Could this happen in the United States? It's a thought that often occurs to me here in Los Angeles, when I drive by gated communities, guarded by private security patrols, and filled with people who drink bottled water, depend on private pensions, and send their children to private schools. By doing these things, they lose the motivation to support the police force, the municipal water supply, Social Security and public schools. If conditions deteriorate too much for poorer people, gates will not keep the rioters out. Rioters eventually burned the palaces of Maya kings and tore down the statues of Easter Island chiefs; they have also already threatened wealthy districts in Los Angeles twice in recent decades. …

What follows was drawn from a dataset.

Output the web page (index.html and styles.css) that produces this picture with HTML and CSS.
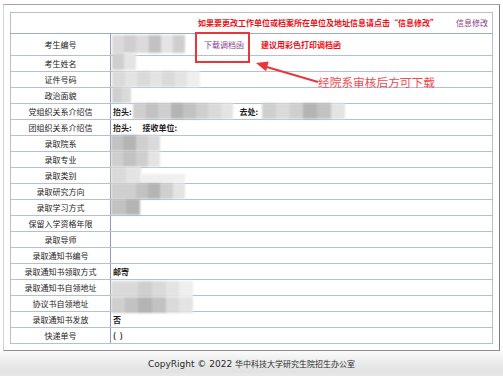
FILE: index.html
```html
<!DOCTYPE html>
<html lang="zh">
<head>
<meta charset="utf-8">
<title>录取信息</title>
<link rel="stylesheet" href="styles.css">
</head>
<body>
<div class="page">
  <div class="frame">
    <table class="info">
      <colgroup><col class="c-label"><col class="c-value"></colgroup>
      <tr class="head">
        <td colspan="2"><span class="warn">如果要更改工作单位或档案所在单位及地址信息请点击“信息修改”</span><a class="link">信息修改</a></td>
      </tr>
      <tr class="first">
        <th>考生编号</th>
        <td><a class="link dl">下载调档函</a><span class="warn">建议用彩色打印调档函</span></td>
      </tr>
      <tr><th>考生姓名</th><td></td></tr>
      <tr><th>证件号码</th><td></td></tr>
      <tr><th>政治面貌</th><td></td></tr>
      <tr><th>党组织关系介绍信</th><td><span class="k">抬头:</span><span class="k k-go">去处:</span></td></tr>
      <tr><th>团组织关系介绍信</th><td><span class="k">抬头:</span><span class="k k-recv">接收单位:</span></td></tr>
      <tr><th>录取院系</th><td></td></tr>
      <tr><th>录取专业</th><td></td></tr>
      <tr><th>录取类别</th><td></td></tr>
      <tr><th>录取研究方向</th><td></td></tr>
      <tr><th>录取学习方式</th><td></td></tr>
      <tr><th>保留入学资格年限</th><td></td></tr>
      <tr><th>录取导师</th><td></td></tr>
      <tr><th>录取通知书编号</th><td></td></tr>
      <tr><th>录取通知书领取方式</th><td><span class="k">邮寄</span></td></tr>
      <tr><th>录取通知书自领地址</th><td></td></tr>
      <tr><th>协议书自领地址</th><td></td></tr>
      <tr><th>录取通知书发放</th><td><span class="k">否</span></td></tr>
      <tr><th>快递单号</th><td><span class="k">(&nbsp;&nbsp;)</span></td></tr>
    </table>
  </div>
  <div class="footer"><span class="latin">CopyRight © 2022 </span><span class="cjk">华中科技大学研究生院招生办公室</span></div>

  <div class="mosaic m1"><i class="g3"></i><i class="g2"></i><i class="g3"></i><i class="g1"></i><i class="g4"></i><i class="g2"></i></div>
  <div class="mosaic m2"><i class="g2"></i><i class="g4"></i></div>
  <div class="mosaic m3"><i class="g3"></i><i class="g4"></i><i class="g3"></i><i class="g4"></i><i class="g3"></i><i class="g4"></i><i class="g5"></i></div>
  <div class="mosaic m4"><i class="g2"></i><i class="g3"></i></div>
  <div class="mosaic m5"><i class="g2"></i><i class="g1"></i><i class="g2"></i><i class="g0"></i><i class="g1"></i><i class="g2"></i><i class="g3"></i><i class="g4"></i></div>
  <div class="mosaic m6"><i class="g2"></i><i class="g3"></i><i class="g2"></i><i class="g0"></i><i class="g1"></i><i class="g4"></i></div>
  <div class="mosaic m7"><i class="g1"></i><i class="g0"></i><i class="g2"></i><i class="g3"></i></div>
  <div class="mosaic m8"><i class="g2"></i><i class="g1"></i><i class="g2"></i><i class="g4"></i></div>
  <div class="mosaic m9"><i class="g3"></i><i class="g4"></i></div>
  <div class="mosaic m10"><i class="g5"></i><i class="g5"></i><i class="g5"></i></div>
  <div class="mosaic m11"><i class="g2"></i><i class="g2"></i><i class="g1"></i><i class="g0"></i><i class="g2"></i><i class="g4"></i></div>
  <div class="mosaic m12"><i class="g1"></i><i class="g0"></i></div>
  <div class="mosaic m13"><i class="g3"></i><i class="g3"></i><i class="g2"></i><i class="g3"></i><i class="g4"></i><i class="g5"></i></div>
  <div class="mosaic m14"><i class="g2"></i><i class="g1"></i><i class="g0"></i><i class="g1"></i><i class="g3"></i><i class="g4"></i></div>

  <div class="callout-box"></div>
  <svg class="arrow" width="503" height="376" viewBox="0 0 503 376">
    <line x1="265" y1="66.5" x2="318" y2="82" stroke="#e8363a" stroke-width="2"/>
    <polygon points="256,63 268.7,61.6 266.1,71.2" fill="#e8363a"/>
  </svg>
  <div class="note">经院系审核后方可下载</div>
</div>
</body>
</html>
```

FILE: styles.css
```css
html, body {
  margin: 0;
  padding: 0;
  background: #ffffff;
}

body {
  font-family: "Noto Sans CJK SC", "Noto Sans", sans-serif;
  color: #222;
}

.page {
  position: relative;
  width: 503px;
  height: 376px;
  overflow: hidden;
}

.frame {
  box-sizing: border-box;
  margin: 4px 0 0 3px;
  width: 497px;
  height: 347px;
  border-top: 1px solid #a4a4a4;
  border-left: 1px solid #d4d4d4;
  border-right: 1px solid #7e7e7e;
  border-bottom: 1px solid #8e8e8e;
  padding: 7px 6px 0 6px;
}

.info {
  border-collapse: collapse;
  width: 483px;
  table-layout: fixed;
  font-size: 8px;
  line-height: 10px;
}

.c-label {
  width: 100px;
}

.info th,
.info td {
  border: 1px solid #b2c0d2;
  padding: 0;
  height: 15px;
  vertical-align: middle;
  white-space: nowrap;
}

.info th {
  font-weight: normal;
  text-align: center;
  color: #1c1c1c;
  border-right-color: #8c9db5;
}

.info td {
  padding-left: 2px;
}

.info tr.head td {
  height: 20px;
  text-align: right;
  padding-right: 4px;
  border-bottom-color: #9aabc2;
}

.info tr.first th,
.info tr.first td {
  height: 21px;
}

.warn {
  color: #e8141c;
  font-weight: bold;
}

.head .warn {
  margin-right: 18px;
}

.link {
  color: #8a3c8c;
}

.dl {
  margin-left: 91px;
  margin-right: 17px;
}

.k {
  color: #1c1c1c;
  font-weight: bold;
}

.k-go {
  margin-left: 108px;
}

.k-recv {
  margin-left: 11px;
}

.footer {
  height: 25px;
  background: linear-gradient(#fbfbfb, #ececec 45%, #e2e2e2 80%, #e8e8e8);
  display: flex;
  align-items: center;
  justify-content: center;
  color: #2a2a2a;
}

.footer .latin {
  font-family: "DejaVu Sans", sans-serif;
  font-size: 9px;
  white-space: pre;
}

.footer .cjk {
  font-size: 8px;
}

/* pixelated privacy mosaics laid over the table */
.mosaic {
  position: absolute;
  display: flex;
  filter: blur(0.8px);
}

.mosaic i {
  flex: 1;
  display: block;
}

.g0 { background: #b4b4b4; }
.g1 { background: #c2c2c2; }
.g2 { background: #cfcfcf; }
.g3 { background: #dadada; }
.g4 { background: #e4e4e4; }
.g5 { background: #efefef; }

.m1  { left: 112px; top: 35px;  width: 73px; height: 18px; }
.m2  { left: 112px; top: 53px;  width: 24px; height: 17px; }
.m3  { left: 112px; top: 71px;  width: 88px; height: 16px; }
.m4  { left: 112px; top: 87px;  width: 19px; height: 16px; }
.m5  { left: 133px; top: 103px; width: 100px; height: 16px; }
.m6  { left: 262px; top: 103px; width: 83px; height: 16px; border-radius: 6px; }
.m7  { left: 111px; top: 135px; width: 49px; height: 16px; }
.m8  { left: 111px; top: 151px; width: 49px; height: 16px; }
.m9  { left: 111px; top: 167px; width: 30px; height: 16px; }
.m10 { left: 141px; top: 174px; width: 44px; height: 8px; }
.m11 { left: 111px; top: 183px; width: 74px; height: 16px; }
.m12 { left: 111px; top: 199px; width: 29px; height: 16px; }
.m13 { left: 111px; top: 281px; width: 82px; height: 16px; border-radius: 0 6px 6px 0; }
.m14 { left: 111px; top: 297px; width: 82px; height: 16px; border-radius: 0 6px 6px 0; }

.callout-box {
  position: absolute;
  left: 195px;
  top: 32px;
  width: 51px;
  height: 27px;
  border: 2px solid #e8363a;
}

.arrow {
  position: absolute;
  left: 0;
  top: 0;
}

.note {
  position: absolute;
  left: 318px;
  top: 74px;
  font-size: 11.7px;
  line-height: 16px;
  color: #f04a50;
  white-space: nowrap;
}
```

The other deep lesson involves a willingness to re-examine long-held core values, when conditions change and those values no longer make sense. The medieval Greenland Norse lacked such a willingness: they continued to view themselves as transplanted Norwegian pastoralists, and to despise the Inuit as pagan hunters, even after Norway stopped sending trading ships and the climate had grown too cold for a pastoral existence. They died off as a result, leaving Greenland to the Inuit. …
Do we have cause for hope? Many of my friends are pessimistic when they contemplate the world's growing population and human demands colliding with shrinking resources. But I draw hope from the knowledge that humanity's biggest problems today are ones entirely of our own making. Asteroids hurtling at us beyond our control don't figure high on our list of imminent dangers. To save ourselves, we don't need new technology: we just need the political will to face up to our problems of population and the environment.
I also draw hope from a unique advantage that we enjoy. Unlike any previous society in history, our global society today is the first with the opportunity to learn from the mistakes of societies remote from us in space and in time. When the Maya and Mangarevans were cutting down their trees, there were no historians or archaeologists, no newspapers or television, to warn them of the consequences of their actions. We, on the other hand, have a detailed chronicle of human successes and failures at our disposal. Will we choose to use it? [Formatting added.]
- take environmental problems seriously;
- minimize situations in which one group can profit by engaging in practices that damage the rest of society;
- minimize ways in which the elite can insulate itself from the consequences of its actions;
- be willing to re-examine long-held core values, when conditions change.
There are many good ideas in the world. Based on Diamond's research, these good idea seem fundamental.